Task statement
From the records below, print only the part that opens with the line containing "Generate a component" and closes with the line containing "const QR_SIZE = 45;"; omit the pictures.
>> Start
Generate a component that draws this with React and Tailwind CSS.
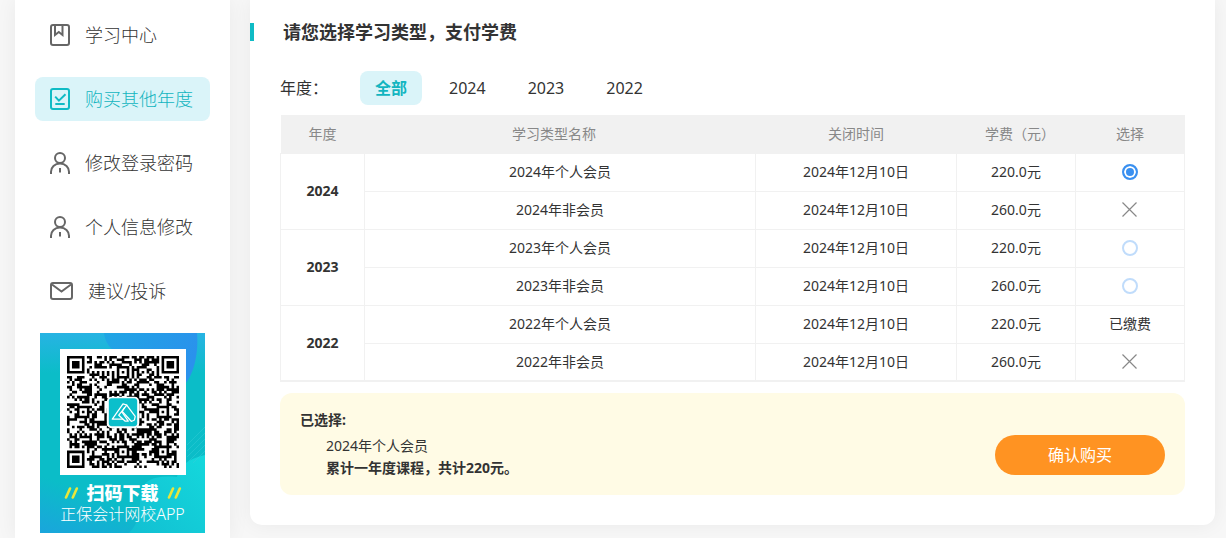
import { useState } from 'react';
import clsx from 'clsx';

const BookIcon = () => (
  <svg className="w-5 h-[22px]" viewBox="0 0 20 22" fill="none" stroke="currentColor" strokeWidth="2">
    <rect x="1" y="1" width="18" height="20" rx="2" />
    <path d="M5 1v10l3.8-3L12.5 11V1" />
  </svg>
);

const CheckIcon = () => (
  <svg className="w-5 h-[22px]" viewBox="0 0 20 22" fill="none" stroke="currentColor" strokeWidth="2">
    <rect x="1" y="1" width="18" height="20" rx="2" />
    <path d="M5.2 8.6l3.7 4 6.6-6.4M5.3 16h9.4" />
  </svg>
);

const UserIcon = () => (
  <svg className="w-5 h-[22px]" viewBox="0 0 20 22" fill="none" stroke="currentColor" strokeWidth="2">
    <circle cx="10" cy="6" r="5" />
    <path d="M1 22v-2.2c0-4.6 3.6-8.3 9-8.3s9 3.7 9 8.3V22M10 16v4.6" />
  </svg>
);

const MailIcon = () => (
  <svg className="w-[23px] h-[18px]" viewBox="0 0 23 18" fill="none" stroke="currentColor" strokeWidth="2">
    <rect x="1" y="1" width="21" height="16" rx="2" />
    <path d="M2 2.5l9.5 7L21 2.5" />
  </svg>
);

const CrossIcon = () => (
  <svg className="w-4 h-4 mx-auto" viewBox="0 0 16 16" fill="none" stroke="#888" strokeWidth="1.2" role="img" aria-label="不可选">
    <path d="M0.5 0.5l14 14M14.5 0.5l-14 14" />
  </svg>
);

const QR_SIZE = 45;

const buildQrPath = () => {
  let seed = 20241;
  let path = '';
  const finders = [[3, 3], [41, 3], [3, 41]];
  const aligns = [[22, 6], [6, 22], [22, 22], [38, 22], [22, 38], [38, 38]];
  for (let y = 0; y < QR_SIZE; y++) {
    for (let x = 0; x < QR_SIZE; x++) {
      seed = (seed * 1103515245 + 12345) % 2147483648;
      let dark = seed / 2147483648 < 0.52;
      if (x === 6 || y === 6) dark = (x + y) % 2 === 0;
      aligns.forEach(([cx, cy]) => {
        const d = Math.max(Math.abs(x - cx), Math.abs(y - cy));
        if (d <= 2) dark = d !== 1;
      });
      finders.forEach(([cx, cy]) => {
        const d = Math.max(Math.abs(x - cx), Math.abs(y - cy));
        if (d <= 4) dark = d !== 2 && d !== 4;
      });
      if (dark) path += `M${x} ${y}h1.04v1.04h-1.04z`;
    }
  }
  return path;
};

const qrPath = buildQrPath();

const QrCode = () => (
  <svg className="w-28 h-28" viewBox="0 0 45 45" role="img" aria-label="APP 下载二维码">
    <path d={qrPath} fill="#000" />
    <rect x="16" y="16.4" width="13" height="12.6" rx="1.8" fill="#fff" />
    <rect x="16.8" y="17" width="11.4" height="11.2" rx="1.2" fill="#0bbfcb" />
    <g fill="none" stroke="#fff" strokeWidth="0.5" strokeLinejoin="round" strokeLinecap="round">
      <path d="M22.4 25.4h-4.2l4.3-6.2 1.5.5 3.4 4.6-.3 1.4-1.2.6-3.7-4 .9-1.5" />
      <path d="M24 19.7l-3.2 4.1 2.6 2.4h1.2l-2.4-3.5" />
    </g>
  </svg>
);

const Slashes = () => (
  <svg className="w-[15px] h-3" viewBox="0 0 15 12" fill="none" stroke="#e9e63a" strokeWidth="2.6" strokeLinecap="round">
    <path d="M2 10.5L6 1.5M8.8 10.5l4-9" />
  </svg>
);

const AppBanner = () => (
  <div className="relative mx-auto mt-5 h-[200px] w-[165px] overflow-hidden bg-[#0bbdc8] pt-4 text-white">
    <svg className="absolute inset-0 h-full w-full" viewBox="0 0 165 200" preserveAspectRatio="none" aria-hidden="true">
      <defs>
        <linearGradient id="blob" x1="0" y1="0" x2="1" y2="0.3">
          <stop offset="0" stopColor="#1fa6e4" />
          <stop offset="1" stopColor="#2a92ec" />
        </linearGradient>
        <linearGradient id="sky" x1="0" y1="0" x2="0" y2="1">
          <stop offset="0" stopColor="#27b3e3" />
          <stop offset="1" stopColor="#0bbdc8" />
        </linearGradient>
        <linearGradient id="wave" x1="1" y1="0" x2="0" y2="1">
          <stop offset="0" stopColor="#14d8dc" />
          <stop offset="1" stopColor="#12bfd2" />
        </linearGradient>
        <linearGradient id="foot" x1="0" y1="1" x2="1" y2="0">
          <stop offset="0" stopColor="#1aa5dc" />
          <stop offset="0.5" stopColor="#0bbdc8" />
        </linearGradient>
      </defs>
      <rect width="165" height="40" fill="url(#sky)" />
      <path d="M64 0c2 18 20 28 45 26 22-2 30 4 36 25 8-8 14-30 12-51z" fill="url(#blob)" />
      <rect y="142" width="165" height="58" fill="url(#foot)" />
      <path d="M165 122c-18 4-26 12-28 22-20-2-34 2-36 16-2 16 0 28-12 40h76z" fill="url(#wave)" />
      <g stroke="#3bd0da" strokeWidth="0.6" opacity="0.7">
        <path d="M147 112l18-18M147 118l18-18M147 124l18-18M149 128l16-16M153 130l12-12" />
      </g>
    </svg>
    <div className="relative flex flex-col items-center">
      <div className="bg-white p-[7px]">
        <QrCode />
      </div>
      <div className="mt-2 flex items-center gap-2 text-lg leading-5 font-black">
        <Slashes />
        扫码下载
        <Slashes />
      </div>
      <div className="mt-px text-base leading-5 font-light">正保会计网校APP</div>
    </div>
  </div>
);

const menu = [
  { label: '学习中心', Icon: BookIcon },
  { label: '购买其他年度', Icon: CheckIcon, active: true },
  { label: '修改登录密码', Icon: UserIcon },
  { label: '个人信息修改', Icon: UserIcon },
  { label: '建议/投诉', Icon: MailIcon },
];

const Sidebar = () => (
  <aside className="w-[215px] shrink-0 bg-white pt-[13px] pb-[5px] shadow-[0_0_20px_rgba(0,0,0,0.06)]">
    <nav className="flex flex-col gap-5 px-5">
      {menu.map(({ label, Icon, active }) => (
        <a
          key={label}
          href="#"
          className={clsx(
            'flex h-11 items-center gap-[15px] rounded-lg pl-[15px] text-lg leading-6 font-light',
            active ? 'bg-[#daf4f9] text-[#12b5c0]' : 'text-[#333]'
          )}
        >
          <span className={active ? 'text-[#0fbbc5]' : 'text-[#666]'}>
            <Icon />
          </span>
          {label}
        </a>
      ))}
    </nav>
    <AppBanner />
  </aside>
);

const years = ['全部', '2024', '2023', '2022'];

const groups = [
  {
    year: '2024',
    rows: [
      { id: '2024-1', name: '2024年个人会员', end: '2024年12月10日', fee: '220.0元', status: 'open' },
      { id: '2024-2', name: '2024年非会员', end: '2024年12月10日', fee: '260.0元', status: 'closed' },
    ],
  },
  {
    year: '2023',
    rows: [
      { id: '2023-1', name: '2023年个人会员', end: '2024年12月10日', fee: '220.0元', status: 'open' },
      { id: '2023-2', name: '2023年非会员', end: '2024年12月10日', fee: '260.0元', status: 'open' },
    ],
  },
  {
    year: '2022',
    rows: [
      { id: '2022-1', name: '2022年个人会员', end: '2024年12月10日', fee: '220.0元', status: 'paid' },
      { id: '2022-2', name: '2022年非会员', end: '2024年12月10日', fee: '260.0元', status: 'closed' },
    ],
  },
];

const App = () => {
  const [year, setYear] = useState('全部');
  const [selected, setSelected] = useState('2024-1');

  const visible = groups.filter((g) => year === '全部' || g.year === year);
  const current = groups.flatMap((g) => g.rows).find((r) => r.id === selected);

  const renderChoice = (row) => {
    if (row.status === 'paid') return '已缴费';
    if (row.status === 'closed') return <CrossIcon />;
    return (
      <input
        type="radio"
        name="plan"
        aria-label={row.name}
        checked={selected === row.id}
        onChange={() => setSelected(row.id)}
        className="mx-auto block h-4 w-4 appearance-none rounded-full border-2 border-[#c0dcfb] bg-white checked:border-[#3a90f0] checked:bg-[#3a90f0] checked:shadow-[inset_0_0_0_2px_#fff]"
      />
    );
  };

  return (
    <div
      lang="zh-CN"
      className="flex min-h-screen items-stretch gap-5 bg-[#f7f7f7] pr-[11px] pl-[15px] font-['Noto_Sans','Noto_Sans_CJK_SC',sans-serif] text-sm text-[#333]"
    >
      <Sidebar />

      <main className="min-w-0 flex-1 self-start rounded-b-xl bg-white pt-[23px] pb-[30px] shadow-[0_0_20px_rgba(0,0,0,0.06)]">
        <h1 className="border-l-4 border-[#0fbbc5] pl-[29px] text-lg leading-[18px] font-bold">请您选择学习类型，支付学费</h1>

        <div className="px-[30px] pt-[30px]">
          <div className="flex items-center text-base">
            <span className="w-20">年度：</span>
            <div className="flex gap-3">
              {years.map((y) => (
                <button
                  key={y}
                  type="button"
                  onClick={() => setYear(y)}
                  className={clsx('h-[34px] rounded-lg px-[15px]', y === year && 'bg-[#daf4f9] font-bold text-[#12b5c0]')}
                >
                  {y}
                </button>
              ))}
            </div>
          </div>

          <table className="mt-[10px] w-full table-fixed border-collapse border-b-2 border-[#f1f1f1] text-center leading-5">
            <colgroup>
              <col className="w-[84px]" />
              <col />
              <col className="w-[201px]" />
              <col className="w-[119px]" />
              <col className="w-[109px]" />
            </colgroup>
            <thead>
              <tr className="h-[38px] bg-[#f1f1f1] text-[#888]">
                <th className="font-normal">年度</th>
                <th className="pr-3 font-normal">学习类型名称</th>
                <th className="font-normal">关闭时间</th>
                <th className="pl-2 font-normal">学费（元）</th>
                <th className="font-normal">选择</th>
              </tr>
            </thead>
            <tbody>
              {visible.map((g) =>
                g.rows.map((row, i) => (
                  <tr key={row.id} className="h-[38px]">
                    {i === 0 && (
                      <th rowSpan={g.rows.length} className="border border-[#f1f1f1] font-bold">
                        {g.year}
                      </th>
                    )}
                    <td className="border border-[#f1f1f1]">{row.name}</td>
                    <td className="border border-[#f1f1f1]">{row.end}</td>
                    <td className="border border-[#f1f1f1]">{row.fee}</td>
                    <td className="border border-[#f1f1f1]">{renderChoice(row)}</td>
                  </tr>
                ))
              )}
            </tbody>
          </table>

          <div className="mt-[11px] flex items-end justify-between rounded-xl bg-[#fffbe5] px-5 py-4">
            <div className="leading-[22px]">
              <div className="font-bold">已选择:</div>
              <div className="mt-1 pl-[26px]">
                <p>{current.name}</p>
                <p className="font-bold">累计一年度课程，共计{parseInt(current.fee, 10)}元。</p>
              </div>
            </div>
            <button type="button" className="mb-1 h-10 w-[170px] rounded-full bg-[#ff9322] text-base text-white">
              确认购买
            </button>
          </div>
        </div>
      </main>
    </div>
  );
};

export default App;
>> End
>> Start
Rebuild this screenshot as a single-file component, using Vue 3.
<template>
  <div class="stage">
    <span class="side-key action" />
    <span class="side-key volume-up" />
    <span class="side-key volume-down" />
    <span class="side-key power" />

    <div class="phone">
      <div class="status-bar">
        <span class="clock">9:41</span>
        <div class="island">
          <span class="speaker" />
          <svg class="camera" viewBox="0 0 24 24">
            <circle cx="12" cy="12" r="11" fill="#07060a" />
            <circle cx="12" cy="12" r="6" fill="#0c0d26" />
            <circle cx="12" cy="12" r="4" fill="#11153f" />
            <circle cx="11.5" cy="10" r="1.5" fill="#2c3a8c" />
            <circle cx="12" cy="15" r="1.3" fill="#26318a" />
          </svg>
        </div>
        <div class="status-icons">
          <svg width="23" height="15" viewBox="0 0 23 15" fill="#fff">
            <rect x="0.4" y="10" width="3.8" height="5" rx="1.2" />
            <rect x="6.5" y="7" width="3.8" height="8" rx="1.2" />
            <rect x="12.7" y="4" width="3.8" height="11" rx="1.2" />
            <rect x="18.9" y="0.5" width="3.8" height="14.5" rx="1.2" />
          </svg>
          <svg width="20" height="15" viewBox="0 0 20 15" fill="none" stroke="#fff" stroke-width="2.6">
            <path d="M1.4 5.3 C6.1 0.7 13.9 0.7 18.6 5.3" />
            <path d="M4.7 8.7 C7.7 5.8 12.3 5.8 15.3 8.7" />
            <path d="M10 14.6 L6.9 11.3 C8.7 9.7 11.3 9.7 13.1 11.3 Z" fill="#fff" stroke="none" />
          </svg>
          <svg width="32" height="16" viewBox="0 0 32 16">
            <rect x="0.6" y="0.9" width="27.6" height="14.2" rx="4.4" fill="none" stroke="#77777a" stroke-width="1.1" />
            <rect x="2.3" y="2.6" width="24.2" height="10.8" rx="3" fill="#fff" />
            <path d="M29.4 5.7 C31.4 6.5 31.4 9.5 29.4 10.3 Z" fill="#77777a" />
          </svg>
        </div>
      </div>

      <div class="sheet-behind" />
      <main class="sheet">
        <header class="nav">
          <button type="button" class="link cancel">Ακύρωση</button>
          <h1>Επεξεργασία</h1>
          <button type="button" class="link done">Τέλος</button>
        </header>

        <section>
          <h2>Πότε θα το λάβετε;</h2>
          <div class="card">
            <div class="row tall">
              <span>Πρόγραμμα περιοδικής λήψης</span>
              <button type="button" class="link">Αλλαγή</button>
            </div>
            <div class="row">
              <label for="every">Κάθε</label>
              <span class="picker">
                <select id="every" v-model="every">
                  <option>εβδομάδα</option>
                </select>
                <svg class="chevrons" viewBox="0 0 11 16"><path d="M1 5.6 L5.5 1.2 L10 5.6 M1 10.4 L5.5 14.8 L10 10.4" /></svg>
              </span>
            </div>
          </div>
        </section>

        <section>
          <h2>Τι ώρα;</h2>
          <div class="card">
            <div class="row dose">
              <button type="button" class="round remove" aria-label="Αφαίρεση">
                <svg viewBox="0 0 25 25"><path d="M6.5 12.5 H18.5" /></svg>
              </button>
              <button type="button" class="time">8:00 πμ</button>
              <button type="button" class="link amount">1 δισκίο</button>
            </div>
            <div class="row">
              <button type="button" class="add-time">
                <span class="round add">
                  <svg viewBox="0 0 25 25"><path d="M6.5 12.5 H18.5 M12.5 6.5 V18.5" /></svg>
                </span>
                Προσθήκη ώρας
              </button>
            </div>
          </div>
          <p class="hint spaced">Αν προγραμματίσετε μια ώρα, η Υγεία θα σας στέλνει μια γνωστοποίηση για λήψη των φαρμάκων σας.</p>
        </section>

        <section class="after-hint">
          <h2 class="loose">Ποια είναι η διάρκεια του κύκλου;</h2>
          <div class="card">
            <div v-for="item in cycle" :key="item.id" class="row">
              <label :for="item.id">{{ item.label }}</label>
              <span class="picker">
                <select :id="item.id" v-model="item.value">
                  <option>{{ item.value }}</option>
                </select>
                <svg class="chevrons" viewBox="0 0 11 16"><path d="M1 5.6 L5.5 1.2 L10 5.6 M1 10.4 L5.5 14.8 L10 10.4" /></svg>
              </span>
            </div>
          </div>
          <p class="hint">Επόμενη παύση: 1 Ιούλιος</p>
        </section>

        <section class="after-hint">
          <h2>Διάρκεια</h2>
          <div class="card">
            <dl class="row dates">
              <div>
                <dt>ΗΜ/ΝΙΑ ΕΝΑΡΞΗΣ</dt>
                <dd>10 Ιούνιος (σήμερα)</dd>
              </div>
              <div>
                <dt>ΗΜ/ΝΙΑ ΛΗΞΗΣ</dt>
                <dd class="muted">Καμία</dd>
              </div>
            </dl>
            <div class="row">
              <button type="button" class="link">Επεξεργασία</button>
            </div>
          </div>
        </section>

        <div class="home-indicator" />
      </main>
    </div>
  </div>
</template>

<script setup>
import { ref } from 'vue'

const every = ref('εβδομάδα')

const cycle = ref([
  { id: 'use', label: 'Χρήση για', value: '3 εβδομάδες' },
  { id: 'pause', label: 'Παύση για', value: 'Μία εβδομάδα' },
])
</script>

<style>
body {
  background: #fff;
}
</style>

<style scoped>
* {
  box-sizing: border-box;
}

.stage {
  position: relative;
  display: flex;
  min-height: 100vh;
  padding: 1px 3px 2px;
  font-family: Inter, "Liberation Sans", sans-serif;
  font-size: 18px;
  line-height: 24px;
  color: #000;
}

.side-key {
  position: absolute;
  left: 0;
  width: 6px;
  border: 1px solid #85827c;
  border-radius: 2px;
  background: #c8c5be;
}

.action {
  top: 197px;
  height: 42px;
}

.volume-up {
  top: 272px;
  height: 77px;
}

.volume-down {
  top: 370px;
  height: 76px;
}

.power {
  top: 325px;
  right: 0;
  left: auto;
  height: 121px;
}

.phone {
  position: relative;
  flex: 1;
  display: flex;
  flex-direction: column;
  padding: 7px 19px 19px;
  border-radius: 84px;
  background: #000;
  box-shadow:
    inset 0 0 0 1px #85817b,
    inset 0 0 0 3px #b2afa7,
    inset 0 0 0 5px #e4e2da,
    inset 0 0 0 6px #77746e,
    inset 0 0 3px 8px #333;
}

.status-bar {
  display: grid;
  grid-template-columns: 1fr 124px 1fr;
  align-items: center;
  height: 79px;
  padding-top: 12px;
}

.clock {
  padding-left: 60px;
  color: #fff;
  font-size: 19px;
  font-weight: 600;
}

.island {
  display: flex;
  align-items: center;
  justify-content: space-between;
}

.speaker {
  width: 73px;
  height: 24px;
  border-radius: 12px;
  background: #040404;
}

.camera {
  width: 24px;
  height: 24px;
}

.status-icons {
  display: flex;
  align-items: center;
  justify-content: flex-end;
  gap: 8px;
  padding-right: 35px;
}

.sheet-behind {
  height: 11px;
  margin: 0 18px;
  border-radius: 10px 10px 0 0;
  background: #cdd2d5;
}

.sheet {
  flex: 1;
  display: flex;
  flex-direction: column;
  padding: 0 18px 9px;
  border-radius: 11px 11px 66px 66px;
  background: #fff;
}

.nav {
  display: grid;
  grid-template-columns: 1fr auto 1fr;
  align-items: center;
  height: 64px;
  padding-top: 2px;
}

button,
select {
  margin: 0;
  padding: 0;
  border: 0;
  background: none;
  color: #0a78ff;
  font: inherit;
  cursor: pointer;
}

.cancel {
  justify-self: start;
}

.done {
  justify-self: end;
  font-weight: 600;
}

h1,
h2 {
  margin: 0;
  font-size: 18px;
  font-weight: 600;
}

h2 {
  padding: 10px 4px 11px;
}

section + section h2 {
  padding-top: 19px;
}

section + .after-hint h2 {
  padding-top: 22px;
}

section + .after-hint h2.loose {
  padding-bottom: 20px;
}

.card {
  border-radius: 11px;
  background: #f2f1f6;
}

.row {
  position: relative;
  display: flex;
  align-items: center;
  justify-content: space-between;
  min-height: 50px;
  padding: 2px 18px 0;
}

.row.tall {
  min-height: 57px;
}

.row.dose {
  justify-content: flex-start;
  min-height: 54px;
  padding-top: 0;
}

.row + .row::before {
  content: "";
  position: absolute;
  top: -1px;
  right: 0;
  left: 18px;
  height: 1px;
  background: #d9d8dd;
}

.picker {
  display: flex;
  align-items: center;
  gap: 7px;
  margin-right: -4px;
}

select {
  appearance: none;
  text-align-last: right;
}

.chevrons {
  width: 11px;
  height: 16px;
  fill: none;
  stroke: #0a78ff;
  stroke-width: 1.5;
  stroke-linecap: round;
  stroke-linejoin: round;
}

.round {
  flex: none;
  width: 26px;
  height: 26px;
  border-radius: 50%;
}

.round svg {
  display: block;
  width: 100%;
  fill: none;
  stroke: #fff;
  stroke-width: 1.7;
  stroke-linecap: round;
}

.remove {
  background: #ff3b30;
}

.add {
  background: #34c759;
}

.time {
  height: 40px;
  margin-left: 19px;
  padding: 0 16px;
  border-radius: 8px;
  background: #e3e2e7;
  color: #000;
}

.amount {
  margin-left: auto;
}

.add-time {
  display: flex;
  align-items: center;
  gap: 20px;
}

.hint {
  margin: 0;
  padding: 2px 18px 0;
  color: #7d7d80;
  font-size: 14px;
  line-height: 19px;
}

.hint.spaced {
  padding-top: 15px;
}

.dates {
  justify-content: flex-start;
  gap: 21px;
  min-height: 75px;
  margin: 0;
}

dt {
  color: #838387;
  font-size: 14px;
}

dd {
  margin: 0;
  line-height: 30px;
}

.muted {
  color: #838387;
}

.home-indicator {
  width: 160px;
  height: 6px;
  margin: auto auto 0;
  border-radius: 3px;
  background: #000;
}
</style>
>> End
Written solution
Generate a component that draws this with React and Tailwind CSS.
import { useState } from 'react';
import clsx from 'clsx';

const BookIcon = () => (
  <svg className="w-5 h-[22px]" viewBox="0 0 20 22" fill="none" stroke="currentColor" strokeWidth="2">
    <rect x="1" y="1" width="18" height="20" rx="2" />
    <path d="M5 1v10l3.8-3L12.5 11V1" />
  </svg>
);

const CheckIcon = () => (
  <svg className="w-5 h-[22px]" viewBox="0 0 20 22" fill="none" stroke="currentColor" strokeWidth="2">
    <rect x="1" y="1" width="18" height="20" rx="2" />
    <path d="M5.2 8.6l3.7 4 6.6-6.4M5.3 16h9.4" />
  </svg>
);

const UserIcon = () => (
  <svg className="w-5 h-[22px]" viewBox="0 0 20 22" fill="none" stroke="currentColor" strokeWidth="2">
    <circle cx="10" cy="6" r="5" />
    <path d="M1 22v-2.2c0-4.6 3.6-8.3 9-8.3s9 3.7 9 8.3V22M10 16v4.6" />
  </svg>
);

const MailIcon = () => (
  <svg className="w-[23px] h-[18px]" viewBox="0 0 23 18" fill="none" stroke="currentColor" strokeWidth="2">
    <rect x="1" y="1" width="21" height="16" rx="2" />
    <path d="M2 2.5l9.5 7L21 2.5" />
  </svg>
);

const CrossIcon = () => (
  <svg className="w-4 h-4 mx-auto" viewBox="0 0 16 16" fill="none" stroke="#888" strokeWidth="1.2" role="img" aria-label="不可选">
    <path d="M0.5 0.5l14 14M14.5 0.5l-14 14" />
  </svg>
);

const QR_SIZE = 45;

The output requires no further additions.